I have not gotten round to testing yet but what has caught my eye is the kayfun style of wicking etc and I'm sure I should be right at home as I loved wicking the kayfun and the lemo.
So starting this thread for general discussions and also for @Silver as he is well acquainted with the style of wicking required!

Reactions: Like 1


----------



## Silver

Lol @Christos 
I appreciate the tag, but am not sure exactly what you mean by the Kayfun wicking
The Lemo1 has a particular wicking style and that I know


----------



## Christos

Basically is has "juice channels" that you put the wick in but you do not fill the channel with wick.

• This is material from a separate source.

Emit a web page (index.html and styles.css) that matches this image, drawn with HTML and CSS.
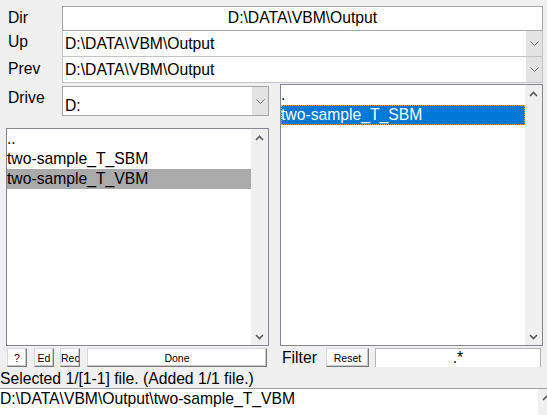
FILE: index.html
```html
<!DOCTYPE html>
<html>
<head>
<meta charset="utf-8">
<link rel="stylesheet" href="styles.css">
</head>
<body>
<div class="app">
  <div class="row row-dir">
    <div class="lbl lbl-dir">Dir</div>
    <div class="dir-field">D:\DATA\VBM\Output</div>
  </div>
  <div class="row row-up">
    <div class="lbl lbl-up">Up</div>
    <div class="combo combo-top">
      <div class="combo-txt">D:\DATA\VBM\Output</div>
      <div class="combo-btn"><svg width="9" height="5" viewBox="0 0 9 5"><polyline points="0.5,0.5 4.5,4.5 8.5,0.5" fill="none" stroke="#6d6d6d" stroke-width="1"/></svg></div>
    </div>
  </div>
  <div class="row row-prev">
    <div class="lbl lbl-prev">Prev</div>
    <div class="combo combo-top">
      <div class="combo-txt">D:\DATA\VBM\Output</div>
      <div class="combo-btn"><svg width="9" height="5" viewBox="0 0 9 5"><polyline points="0.5,0.5 4.5,4.5 8.5,0.5" fill="none" stroke="#6d6d6d" stroke-width="1"/></svg></div>
    </div>
  </div>

  <div class="main">
    <div class="col-left">
      <div class="row row-drive">
        <div class="lbl lbl-drive">Drive</div>
        <div class="combo combo-drive">
          <div class="combo-txt drive-txt">D:</div>
          <div class="combo-btn"><svg width="9" height="5" viewBox="0 0 9 5"><polyline points="0.5,0.5 4.5,4.5 8.5,0.5" fill="none" stroke="#6d6d6d" stroke-width="1"/></svg></div>
        </div>
      </div>
      <div class="list list-left">
        <div class="items">
          <div class="item">..</div>
          <div class="item">two-sample_T_SBM</div>
          <div class="item sel-grey">two-sample_T_VBM</div>
        </div>
        <div class="sbar">
          <div class="sbtn"><svg width="9" height="6" viewBox="0 0 9 6"><polyline points="1,5 4.5,1.5 8,5" fill="none" stroke="#5a5a5a" stroke-width="1.6"/></svg></div>
          <div class="sbtn"><svg width="9" height="6" viewBox="0 0 9 6"><polyline points="1,1 4.5,4.5 8,1" fill="none" stroke="#5a5a5a" stroke-width="1.6"/></svg></div>
        </div>
      </div>
      <div class="btnrow">
        <div class="wbtn b-q">?</div>
        <div class="wbtn b-ed">Ed</div>
        <div class="wbtn b-rec">Rec</div>
        <div class="wbtn b-done">Done</div>
      </div>
    </div>
    <div class="col-right">
      <div class="list list-right">
        <div class="items">
          <div class="item">.</div>
          <div class="item sel-blue">two-sample_T_SBM</div>
        </div>
        <div class="sbar">
          <div class="sbtn"><svg width="9" height="6" viewBox="0 0 9 6"><polyline points="1,5 4.5,1.5 8,5" fill="none" stroke="#5a5a5a" stroke-width="1.6"/></svg></div>
          <div class="sbtn"><svg width="9" height="6" viewBox="0 0 9 6"><polyline points="1,1 4.5,4.5 8,1" fill="none" stroke="#5a5a5a" stroke-width="1.6"/></svg></div>
        </div>
      </div>
      <div class="filterrow">
        <div class="filter-lbl">Filter</div>
        <div class="wbtn b-reset">Reset</div>
        <div class="filter-field">.*</div>
      </div>
    </div>
  </div>

  <div class="status">Selected 1/[1-1] file. (Added 1/1 file.)</div>
  <div class="bottom">
    <div class="bottom-txt">D:\DATA\VBM\Output\two-sample_T_VBM</div>
    <div class="bsbar"><svg width="9" height="6" viewBox="0 0 9 6"><polyline points="1,5 4.5,1.5 8,5" fill="none" stroke="#5a5a5a" stroke-width="1.6"/></svg></div>
  </div>
</div>
</body>
</html>
```
FILE: styles.css
```css
* { box-sizing: border-box; }
html, body { margin: 0; padding: 0; }
body {
  background: #f0f0f0;
  font-family: "Liberation Sans", Arial, sans-serif;
  font-size: 15.7px;
  color: #000;
  width: 547px;
  height: 415px;
  overflow: hidden;
}
.app { display: flex; flex-direction: column; padding-top: 6px; width: 547px; }
.row { display: flex; align-items: flex-start; }
.lbl { width: 62px; padding-left: 8px; line-height: 18px; flex: none; }
.lbl-dir { padding-top: 3px; }
.lbl-up { padding-top: 2px; }
.lbl-prev { padding-top: 3px; }
.lbl-drive { padding-top: 3px; }

.dir-field {
  width: 481px; height: 25px;
  background: #fff;
  border: 1px solid #a7a7a7;
  text-align: center;
  line-height: 18px;
  padding-top: 2px;
}
.combo { display: flex; background: #fff; }
.combo-top {
  width: 481px; height: 26px;
  border: 1px solid #c4c4c4;
  border-top: none;
}
.combo-txt { flex: 1; line-height: 18px; padding: 4px 0 0 2px; white-space: nowrap; }
.combo-btn {
  width: 16px; flex: none;
  background: #e3e3e3;
  display: flex; align-items: center; justify-content: center;
}
.combo-btn svg { display: block; }

.main { display: flex; margin-top: 1px; height: 283px; }
.col-left { width: 280px; flex: none; display: flex; flex-direction: column; }
.col-right { width: 263px; flex: none; display: flex; flex-direction: column; }

.row-drive { margin-top: 2px; }
.combo-drive {
  width: 207px; height: 30px;
  border: 1px solid #a7a7a7;
}
.drive-txt { padding-top: 10px; }

.list {
  width: 263px;
  background: #fff;
  border: 1px solid #828790;
  display: flex;
}
.list-left { margin-top: 12px; margin-left: 6px; height: 218px; }
.list-right { height: 262px; }
.items { flex: 1; }
.item { height: 20px; line-height: 20px; white-space: nowrap; }
.sel-grey { background: #aaaaaa; }
.sel-blue { background: #0078d7; color: #fff; outline: 1px dotted #e6a23c; outline-offset: -1px; }
.sbar {
  width: 17px; flex: none;
  background: #f0f0f0;
  display: flex; flex-direction: column; justify-content: space-between;
}
.sbtn { height: 17px; display: flex; align-items: center; justify-content: center; }
.sbtn svg { display: block; }

.btnrow { display: flex; margin-top: 2px; margin-left: 7px; height: 19px; }
.wbtn {
  height: 19px;
  background: #fff;
  border: 1px solid;
  border-color: #d8d8d8 #7a7a7a #7a7a7a #d8d8d8;
  box-shadow: inset -1px -1px 0 #c8c8c8;
  font-size: 10.5px;
  display: flex; align-items: center; justify-content: center;
  overflow: hidden; white-space: nowrap;
  flex: none;
}
.b-q { width: 20px; }
.b-ed { width: 20px; margin-left: 7px; }
.b-rec { width: 20px; margin-left: 6px; justify-content: flex-start; padding-left: 0; }
.b-done { width: 180px; margin-left: 7px; }

.filterrow { display: flex; margin-top: 2px; height: 19px; }
.filter-lbl { width: 46px; padding-left: 2px; padding-top: 1px; line-height: 18px; flex: none; }
.b-reset { width: 43px; }
.filter-field {
  width: 166px; margin-left: 6px; height: 19px;
  background: #fff;
  border: 1px solid #b4b4b4;
  border-bottom: none;
  text-align: center;
  line-height: 18px;
  padding-top: 0;
  flex: none;
}

.status { margin-top: 2px; height: 19px; line-height: 19px; white-space: nowrap; }
.bottom {
  display: flex;
  width: 555px; height: 30px;
  background: #fff;
  border-top: 1px solid #a0a0a0;
}
.bottom-txt { flex: 1; line-height: 20px; white-space: nowrap; }
.bsbar {
  width: 17px; flex: none; background: #f0f0f0;
  display: flex; justify-content: center; align-items: flex-start; padding-top: 6px;
}
.bsbar svg { display: block; }
```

On initially seeing the deck it does remind me of the kayfun style except the coil is not between the posts etc.
The concept of juice coming from the base into a juice channel is what is similar.

Reactions: Like 3


----------



## Smoke_A_Llama

@TheV wicking method has worked perfectly for mine... only dry hits I've got from it is when the Boro was bone dry

Reactions: Like 3


----------



## Paul33

My insider and I just never bonded. 

So now it keeps a section of my cupboard warm!

Need to give it another go before I give up on it completely.

Reactions: Like 2


----------



## Rob Fisher



Reactions: Like 1


----------



## RayDeny

Rob Fisher said:


>




This helped me a lot with the insider though my success rate was still around 60%.

Reactions: Like 1 | Agree 2


----------



## Paul33

Did you give the Insider a go yet @Christos?


----------



## Christos

Paul33 said:


> Did you give the Insider a go yet @Christos?


I have not! 
Will get round to it soon I hope.

Reactions: Like 1


----------



## Stosta

Christos said:


> I have not!
> Will get round to it soon I hope.


You're worse than @Silver these days!

How can you get a new toy and not play with it straight away?!

Reactions: Agree 2 | Funny 3


----------



## Rob Fisher

Stosta said:


> You're worse than @Silver these days!
> 
> How can you get a new toy and not play with it straight away?!



He is busy fixing my fancy BB Panels...

Reactions: Like 1


----------



## Stosta

Rob Fisher said:


> He is busy fixing my fancy BB Panels...


Uh oh! Who broke them?

Reactions: Like 1


----------



## Rob Fisher

Stosta said:


> Uh oh! Who broke them?



I did... I glued the magnets in wrong. I was under the assumption that all 4 magnets have the same polarity in all the holes... assumptions are the mother of all cock ups!

Reactions: Funny 5 | Can relate 1


----------



## Petrus

@Christos, I only use insider atty's, to be exact 3 of them. Me and the Exocet don't bond.

Reactions: Like 1


----------



## Christos

I had to make some wire so I went with 2x28 awg and 40 and claptons.
All ni 80.
Was also lazy to fit the 2.5mm ID coil winder so just went with 3mm ID that was on the coil winder already.

So far:

Reactions: Like 3 | Winner 1


----------



## Christos

And true to the @Silver TM methodology here goes the wicking.... slow and steady wins the race!
Royal wicks used.

Vape shears included because they are awesome!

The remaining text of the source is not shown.